Some years ago, a member of our local fellowship shared a powerful experience he had at an International SA conference. He attended a session led by a panel of SA members who had very long-term sobriety, but who had experienced a slip and lost their sobriety. They shared that their length of sobriety became an excuse for complacency, which led to their acting out. Today I try to keep that sharing in mind whenever I find myself starting to take credit for any long-term sobriety.

A spiritual mentor once told me that of all the people who come to him for guidance, addicts like me have a special advantage. The people who come to him with a situational condition, like a divorce or a recent death, eventually are able to get over the pain and move on with their lives. He may not see them again until the next crisis occurs. But we addicts know that we have a lifetime condition which makes it necessary for us to accept God’s strength and power every single day.

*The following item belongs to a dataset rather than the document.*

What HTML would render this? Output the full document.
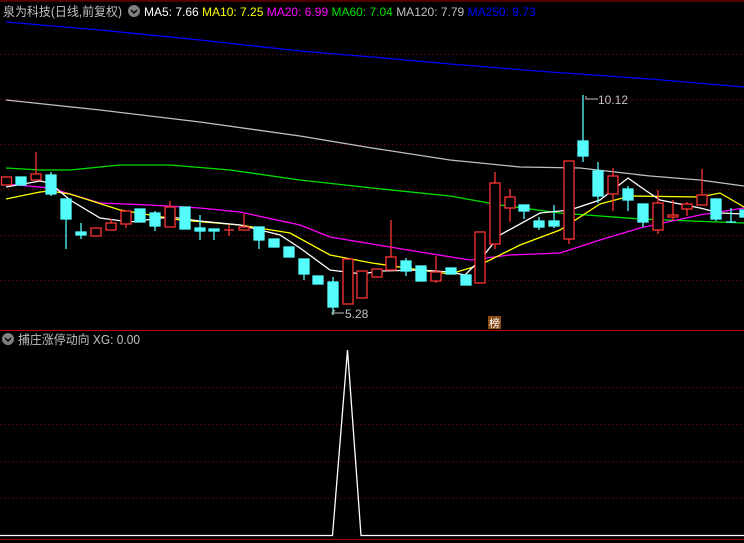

I am like a person walking on the edge of a cliff. Every day my journey is a constant awareness that God alone can keep me from falling off the edge. My friend helped me see that such a realization is itself a blessing and a bridge to connect with my Higher Power on a level many people never reach.

Now I’m happy to identify myself as a recovering sex addict at the beginning of our SA meetings. This also helps me learn to accept the physical limitations that come with aging. Both of these conditions have helped me to develop the humility needed to ask for God’s strength just to get through each day. I have found that my attitude is crucial to my sobriety.